= Confederation Congress Proclamation of 1783 =

Law of the U.S. in the Articles of Confederation (pre-Constitution)

Confederation Congress Proclamation of 1783 was a proclamation by the Congress of the Confederation dated September 22, 1783, prohibiting the extinguishment of aboriginal title in the United States without the consent of the federal government. The policy underlying the proclamation was inaugurated by the Proclamation of 1763, and continued after the ratification of the United States Constitution by the Nonintercourse Acts of 1790, 1793, 1796, 1799, 1802, and 1833.

During the Articles of Confederation-era, several U.S. states, particularly New York, purchased lands from Indians without the consent of Congress. In the 1980s, in the wake of the Oneida I (1974) decision permitting tribes to pursue such claims in federal courts, several tribes challenged such conveyances as contrary to the Proclamation. However, the Second Circuit has held that Congress had neither the authority nor the intent to prohibit such purchases within the borders of individual states, and thus that the Proclamation applied only to the federal territories.

==Text==
The Proclamation prohibits:
all persons from making settlements on lands inhabited or claimed by Indians, without the limits or jurisdiction of any particular State, and from purchasing or receiving any gift or cession of such lands or claims without the express authority and directions of the United States in Congress assembled.
The Proclamation also declared:
that every very such purchase or settlement, gift or cession, not having the authority aforesaid, is null and void, and that no right or title will accrue in consequence of any such purchase, gift, cession or settlement.

==Litigation==
Few early cases cite the Proclamation. However, the Proclamation has been cited in more recent litigation challenging conveyances of aboriginal title from tribes between 1783 and 1790.
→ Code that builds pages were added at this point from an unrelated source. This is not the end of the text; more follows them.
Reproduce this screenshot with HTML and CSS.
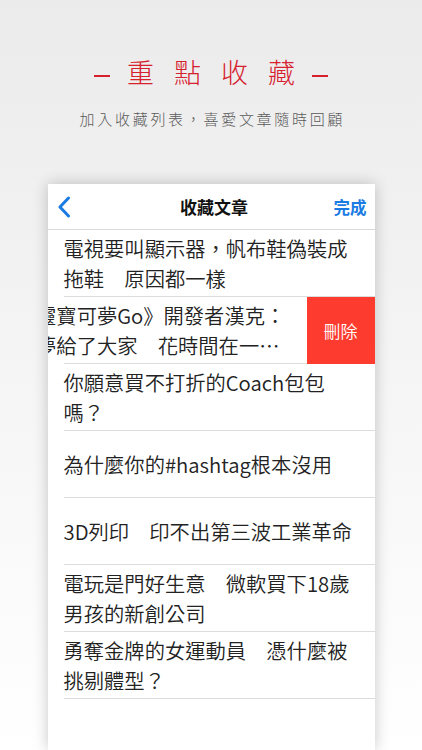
FILE: index.html
```html
<!DOCTYPE html>
<html lang="zh-Hant">
<head>
<meta charset="utf-8">
<title>重點收藏</title>
<link rel="stylesheet" href="styles.css">
</head>
<body>
<div class="page">
  <div class="hero">
    <h1 class="title">
      <span class="dash"></span>
      <span class="ch">重</span><span class="ch">點</span><span class="ch">收</span><span class="ch">藏</span>
      <span class="dash"></span>
    </h1>
    <p class="subtitle">加入收藏列表，喜愛文章隨時回顧</p>
  </div>
  <div class="card">
    <div class="navbar">
      <svg class="back" width="14" height="22" viewBox="0 0 14 22"><path d="M11.5 2 L3 11 L11.5 20" fill="none" stroke="#1a7be3" stroke-width="3" stroke-linecap="round" stroke-linejoin="round"/></svg>
      <div class="nav-title">收藏文章</div>
      <div class="done">完成</div>
    </div>
    <ul class="list">
      <li class="row"><div class="cell"><p class="text">電視要叫顯示器，帆布鞋偽裝成<br>拖鞋　原因都一樣</p></div></li>
      <li class="row swiped"><div class="cell"><p class="text shifted">《精靈寶可夢Go》開發者漢克：<br>把美夢給了大家　花時間在一…</p></div><div class="delete">刪除</div></li>
      <li class="row"><div class="cell"><p class="text">你願意買不打折的Coach包包<br>嗎？</p></div></li>
      <li class="row"><div class="cell"><p class="text">為什麼你的#hashtag根本沒用</p></div></li>
      <li class="row"><div class="cell"><p class="text">3D列印　印不出第三波工業革命</p></div></li>
      <li class="row"><div class="cell"><p class="text">電玩是門好生意　微軟買下18歲<br>男孩的新創公司</p></div></li>
      <li class="row"><div class="cell"><p class="text">勇奪金牌的女運動員　憑什麼被<br>挑剔體型？</p></div></li>
    </ul>
  </div>
</div>
</body>
</html>
```
FILE: styles.css
```css
html, body {
  margin: 0;
  padding: 0;
}
body {
  font-family: "Noto Sans CJK TC", "Noto Sans", sans-serif;
  background: #fff;
}
.page {
  width: 422px;
  height: 750px;
  overflow: hidden;
  display: flex;
  flex-direction: column;
  align-items: center;
  background: linear-gradient(to bottom, #ebebeb 0%, #f4f4f4 45%, #ffffff 100%);
}
.hero {
  display: flex;
  flex-direction: column;
  align-items: center;
  padding-top: 51px;
}
.title {
  margin: 0;
  display: flex;
  align-items: center;
  height: 42px;
  font-size: 27px;
  font-weight: 200;
  color: #d6202e;
  line-height: 42px;
}
.title .ch {
  margin: 0 10px;
}
.title .dash {
  width: 16px;
  height: 2px;
  background: #d6202e;
  margin: 8px 7px 0;
}
.subtitle {
  margin: 16px 0 0;
  font-size: 15px;
  line-height: 20px;
  letter-spacing: 2.7px;
  padding-left: 2.7px;
  color: #5a5a5a;
  font-weight: 300;
}
.card {
  margin-top: 55px;
  width: 327px;
  flex: 1;
  background: #fff;
  box-shadow: 0 0 14px rgba(0, 0, 0, 0.22);
  overflow: hidden;
}
.navbar {
  height: 45px;
  border-bottom: 1px solid #d9d9d9;
  display: flex;
  align-items: center;
  justify-content: space-between;
  padding: 0 8px 0 9px;
}
.back {
  display: block;
  width: 14px;
  height: 22px;
}
.nav-title {
  font-size: 17px;
  font-weight: 700;
  color: #111;
  margin-left: 24px;
}
.done {
  font-size: 16.5px;
  font-weight: 700;
  color: #1a7be3;
}
.list {
  list-style: none;
  margin: 0;
  padding: 0;
}
.row {
  display: flex;
  align-items: flex-start;
  padding-left: 16px;
  height: 67px;
}
.cell {
  flex: 1;
  height: 66px;
  border-bottom: 1px solid #dcdcdc;
  display: flex;
  align-items: center;
  min-width: 0;
}
.text {
  margin: 0;
  font-size: 20.3px;
  line-height: 30px;
  color: #222;
  white-space: nowrap;
  font-weight: 350;
}
.text.shifted {
  margin-left: -68px;
}
.delete {
  width: 68px;
  height: 67px;
  background: #fe3b2f;
  color: #fff;
  font-size: 17px;
  font-weight: 350;
  display: flex;
  align-items: center;
  justify-content: center;
  flex-shrink: 0;
}
```
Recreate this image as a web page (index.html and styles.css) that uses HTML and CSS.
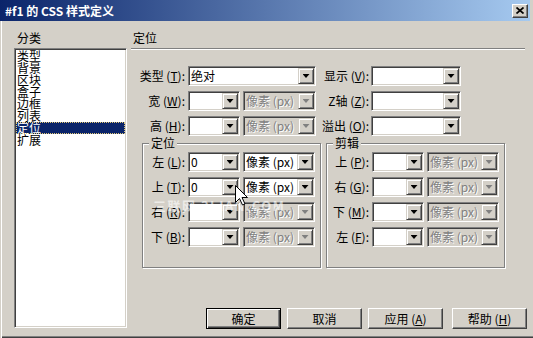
FILE: index.html
```html
<!DOCTYPE html>
<html lang="zh-CN">
<head>
    <meta charset="UTF-8">
    <title>#f1 的 CSS 样式定义</title>
    <link rel="stylesheet" href="styles.css">
</head>
<body>
<div class="window">
    <div class="titlebar">
        <span class="title">#f1 的 CSS 样式定义</span>
        <span class="close-btn">
            <svg width="8" height="7" viewBox="0 0 8 7"><path d="M0.5 0.5L7.5 6.5M7.5 0.5L0.5 6.5" stroke="#000" stroke-width="1.7"/></svg>
        </span>
    </div>

    <div class="dialog">
        <!-- 分类列表 -->
        <div class="category">
            <div class="caption">分类</div>
            <ul class="listbox">
                <li>类型</li>
                <li>背景</li>
                <li>区块</li>
                <li>盒子</li>
                <li>边框</li>
                <li>列表</li>
                <li class="selected">定位</li>
                <li>扩展</li>
            </ul>
        </div>

        <!-- 定位面板 -->
        <div class="panel">
            <div class="caption heading">定位</div>
            <div class="etched-line"></div>

            <div class="grid-top">
                <label>类型 (<u>T</u>):</label>
                <div class="combo wide"><span class="combo-text">绝对</span><span class="combo-btn"><i class="arrow"></i></span></div>
                <label>显示 (<u>V</u>):</label>
                <div class="combo side"><span class="combo-text"></span><span class="combo-btn"><i class="arrow"></i></span></div>

                <label>宽 (<u>W</u>):</label>
                <div class="pair">
                    <div class="combo num"><span class="combo-text"></span><span class="combo-btn"><i class="arrow"></i></span></div>
                    <div class="combo unit top-unit disabled"><span class="combo-text">像素 (px)</span><span class="combo-btn"><i class="arrow"></i></span></div>
                </div>
                <label>Z轴 (<u>Z</u>):</label>
                <div class="combo side"><span class="combo-text"></span><span class="combo-btn"><i class="arrow"></i></span></div>

                <label>高 (<u>H</u>):</label>
                <div class="pair">
                    <div class="combo num"><span class="combo-text"></span><span class="combo-btn"><i class="arrow"></i></span></div>
                    <div class="combo unit top-unit disabled"><span class="combo-text">像素 (px)</span><span class="combo-btn"><i class="arrow"></i></span></div>
                </div>
                <label>溢出 (<u>O</u>):</label>
                <div class="combo side"><span class="combo-text"></span><span class="combo-btn"><i class="arrow"></i></span></div>
            </div>

            <div class="groups">
                <fieldset class="group">
                    <legend>定位</legend>
                    <div class="group-grid">
                        <label>左 (<u>L</u>):</label>
                        <div class="pair">
                            <div class="combo num"><span class="combo-text">0</span><span class="combo-btn"><i class="arrow"></i></span></div>
                            <div class="combo unit"><span class="combo-text">像素 (px)</span><span class="combo-btn"><i class="arrow"></i></span></div>
                        </div>
                        <label>上 (<u>T</u>):</label>
                        <div class="pair">
                            <div class="combo num"><span class="combo-text">0</span><span class="combo-btn"><i class="arrow"></i></span></div>
                            <div class="combo unit"><span class="combo-text">像素 (px)</span><span class="combo-btn"><i class="arrow"></i></span></div>
                        </div>
                        <label>右 (<u>R</u>):</label>
                        <div class="pair">
                            <div class="combo num"><span class="combo-text"></span><span class="combo-btn"><i class="arrow"></i></span></div>
                            <div class="combo unit disabled"><span class="combo-text">像素 (px)</span><span class="combo-btn"><i class="arrow"></i></span></div>
                        </div>
                        <label>下 (<u>B</u>):</label>
                        <div class="pair">
                            <div class="combo num"><span class="combo-text"></span><span class="combo-btn"><i class="arrow"></i></span></div>
                            <div class="combo unit disabled"><span class="combo-text">像素 (px)</span><span class="combo-btn"><i class="arrow"></i></span></div>
                        </div>
                    </div>
                </fieldset>

                <fieldset class="group">
                    <legend>剪辑</legend>
                    <div class="group-grid">
                        <label>上 (<u>P</u>):</label>
                        <div class="pair">
                            <div class="combo num"><span class="combo-text"></span><span class="combo-btn"><i class="arrow"></i></span></div>
                            <div class="combo unit disabled"><span class="combo-text">像素 (px)</span><span class="combo-btn"><i class="arrow"></i></span></div>
                        </div>
                        <label>右 (<u>G</u>):</label>
                        <div class="pair">
                            <div class="combo num"><span class="combo-text"></span><span class="combo-btn"><i class="arrow"></i></span></div>
                            <div class="combo unit disabled"><span class="combo-text">像素 (px)</span><span class="combo-btn"><i class="arrow"></i></span></div>
                        </div>
                        <label>下 (<u>M</u>):</label>
                        <div class="pair">
                            <div class="combo num"><span class="combo-text"></span><span class="combo-btn"><i class="arrow"></i></span></div>
                            <div class="combo unit disabled"><span class="combo-text">像素 (px)</span><span class="combo-btn"><i class="arrow"></i></span></div>
                        </div>
                        <label>左 (<u>F</u>):</label>
                        <div class="pair">
                            <div class="combo num"><span class="combo-text"></span><span class="combo-btn"><i class="arrow"></i></span></div>
                            <div class="combo unit disabled"><span class="combo-text">像素 (px)</span><span class="combo-btn"><i class="arrow"></i></span></div>
                        </div>
                    </div>
                </fieldset>
            </div>

            <div class="buttons">
                <button class="btn default">确定</button>
                <button class="btn">取消</button>
                <button class="btn">应用 (<u>A</u>)</button>
                <button class="btn help">帮助 (<u>H</u>)</button>
            </div>
        </div>
    </div>

    <!-- 水印和鼠标指针 -->
    <div class="watermark">三联网 3LIAN.COM</div>
    <svg class="cursor" width="13" height="21" viewBox="0 0 13 21">
        <path d="M0.5 0.5V17.5L4.5 13.5L7.5 20L10 19L7 12.5H12.5Z" fill="#fff" stroke="#000" stroke-width="1"/>
    </svg>
</div>
</body>
</html>
```

FILE: styles.css
```css
:root {
    --face: #d4d0c8;
    --shadow: #808080;
    --dark: #404040;
    --light: #ffffff;
    --select: #0a246a;
}

body {
    margin: 0;
    background: var(--face);
    font-family: "Noto Sans CJK SC", "Liberation Sans", sans-serif;
    font-size: 12px;
    color: #000;
}

.window {
    position: relative;
    width: 533px;
    height: 338px;
    box-sizing: border-box;
    background: var(--face);
    overflow: hidden;
    box-shadow: inset 1px 0 var(--face), inset 2px 0 var(--light),
                inset 0 -1px var(--dark), inset 0 -2px var(--shadow);
}

/* 标题栏 */
.titlebar {
    display: flex;
    align-items: center;
    justify-content: space-between;
    height: 21px;
    margin-right: 3px;
    padding: 0 2px 0 5px;
    background: linear-gradient(to right, #0a246a, #a6caf0);
}

.title {
    color: #fff;
    font-weight: bold;
    font-size: 12px;
    line-height: 21px;
}

.close-btn {
    display: flex;
    align-items: center;
    justify-content: center;
    width: 16px;
    height: 14px;
    box-sizing: border-box;
    background: var(--face);
    border: 1px solid;
    border-color: var(--light) var(--dark) var(--dark) var(--light);
    box-shadow: inset -1px -1px var(--shadow);
}

/* 主体 */
.dialog {
    display: flex;
    gap: 4px;
    padding: 10px 0 0 14px;
}

.caption {
    line-height: 14px;
    height: 14px;
    padding-left: 3px;
    margin-bottom: 3px;
}

.category {
    width: 113px;
}

.listbox {
    list-style: none;
    margin: 0;
    height: 280px;
    box-sizing: border-box;
    background: #fff;
    border: 1px solid;
    border-color: var(--shadow) var(--light) var(--light) var(--shadow);
    box-shadow: inset 1px 1px var(--dark), inset -1px -1px var(--face);
    padding: 1px;
}

.listbox li {
    line-height: 12px;
    height: 12px;
    padding-left: 1px;
}

.listbox li.selected {
    background: var(--select);
    color: #fff;
    outline: 1px dotted #e0c878;
    outline-offset: -1px;
}

.panel {
    width: 396px;
}

.heading {
    padding-left: 2px;
}

.etched-line {
    height: 0;
    margin-right: 2px;
    border-top: 1px solid var(--shadow);
    border-bottom: 1px solid var(--light);
}

/* 上部字段 */
.grid-top {
    display: grid;
    grid-template-columns: 57px 134px 49px 90px;
    grid-auto-rows: 20px;
    row-gap: 5px;
    margin-top: 16px;
}

label {
    text-align: right;
    line-height: 20px;
    padding-right: 3px;
    white-space: nowrap;
}

.grid-top label:nth-child(4n+3) {
    padding-right: 2px;
}

.pair {
    display: flex;
    gap: 3px;
}

/* 下拉框 */
.combo {
    display: flex;
    height: 20px;
    box-sizing: border-box;
    background: #fff;
    border: 1px solid;
    border-color: var(--shadow) var(--light) var(--light) var(--shadow);
    box-shadow: inset 1px 1px var(--dark), inset -1px -1px var(--face);
    padding: 1px;
}

.combo.wide { width: 128px; }
.combo.side { width: 90px; }
.combo.num { width: 52px; }
.combo.unit { width: 72px; }
.combo.top-unit { width: 73px; }

.combo-text {
    flex: 1;
    line-height: 16px;
    padding-left: 1px;
    white-space: nowrap;
    overflow: hidden;
}

.combo-btn {
    display: flex;
    align-items: center;
    justify-content: center;
    width: 16px;
    height: 16px;
    box-sizing: border-box;
    background: var(--face);
    border: 1px solid;
    border-color: var(--face) var(--dark) var(--dark) var(--face);
    box-shadow: inset 1px 1px var(--light), inset -1px -1px var(--shadow);
}

.arrow {
    display: block;
    width: 7px;
    height: 4px;
    background: #000;
    clip-path: polygon(0 0, 100% 0, 50% 100%);
}

.combo.disabled {
    background: var(--face);
}

.combo.disabled .combo-text {
    color: var(--shadow);
    text-shadow: 1px 1px 0 var(--light);
}

.combo.disabled .arrow {
    background: var(--shadow);
}

/* 分组框 */
.groups {
    display: flex;
    gap: 5px;
    padding-left: 11px;
}

.group {
    width: 179px;
    box-sizing: border-box;
    margin: 0;
    padding: 2px 5px 20px 0;
    min-width: 0;
    border: 1px solid var(--shadow);
    box-shadow: inset 1px 1px var(--light), 1px 1px var(--light);
}

.group legend {
    margin-left: 6px;
    padding: 0 2px;
    line-height: 14px;
    background: var(--face);
}

.group-grid {
    display: grid;
    grid-template-columns: 45px 127px;
    grid-auto-rows: 20px;
    row-gap: 5px;
}

/* 按钮 */
.buttons {
    display: flex;
    justify-content: flex-end;
    gap: 6px;
    margin-top: 40px;
}

.btn {
    width: 75px;
    height: 21px;
    padding: 0;
    font-family: inherit;
    font-size: 12px;
    color: #000;
    background: var(--face);
    border: 1px solid;
    border-color: var(--light) var(--dark) var(--dark) var(--light);
    box-shadow: inset -1px -1px var(--shadow);
}

.btn.default {
    border-color: #000;
    box-shadow: inset 1px 1px var(--light), inset -1px -1px var(--dark), inset -2px -2px var(--shadow);
}

.btn.help {
    margin-left: 3px;
}

/* 覆盖层 */
.watermark {
    position: absolute;
    left: 153px;
    top: 196px;
    color: rgba(255, 255, 255, 0.6);
    font-weight: bold;
    font-size: 13px;
    letter-spacing: 1.5px;
    pointer-events: none;
}

.cursor {
    position: absolute;
    left: 235px;
    top: 185px;
}
```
The most in-depth analysis of the Proclamation was conducted by the United States Court of Appeals for the Second Circuit in Oneida Indian Nation of New York v. New York (1988). There, the Oneida Indian Nation challenged purchases of Oneida lands by the state of New York in 1785 and 1788. Judge Jon O. Newman, for a unanimous three-judge panel, became one of the first U.S. federal judges to rule on the powers of the Congress and the states under the Articles of Confederation, 200 years after the fact. Newman held:
- the states were empowered under the Articles to purchase land from Indians without the consent of Congress;
- the clauses in the Articles relating to Congress' authority to make war and peace with Indians were non-justiciable;
- the lands, disputed by New York and Massachusetts, were within the territory of New York at the time of the purchase;
- the Treaty of Fort Stanwix did not prohibit the purchase;
- the Proclamation did not apply to lands within states;
- if the Proclamation had applied to such lands, it would have exceeded Congress's power under the Articles.

The result of this decision was to extinguish "one of the largest land claims" claiming between 5500000 and 6000000 acre. Howard Elijah, secretary of the Oneida Council of Chiefs, called the decision a "genocide." The Oneidas were represented by the Native American Rights Fund.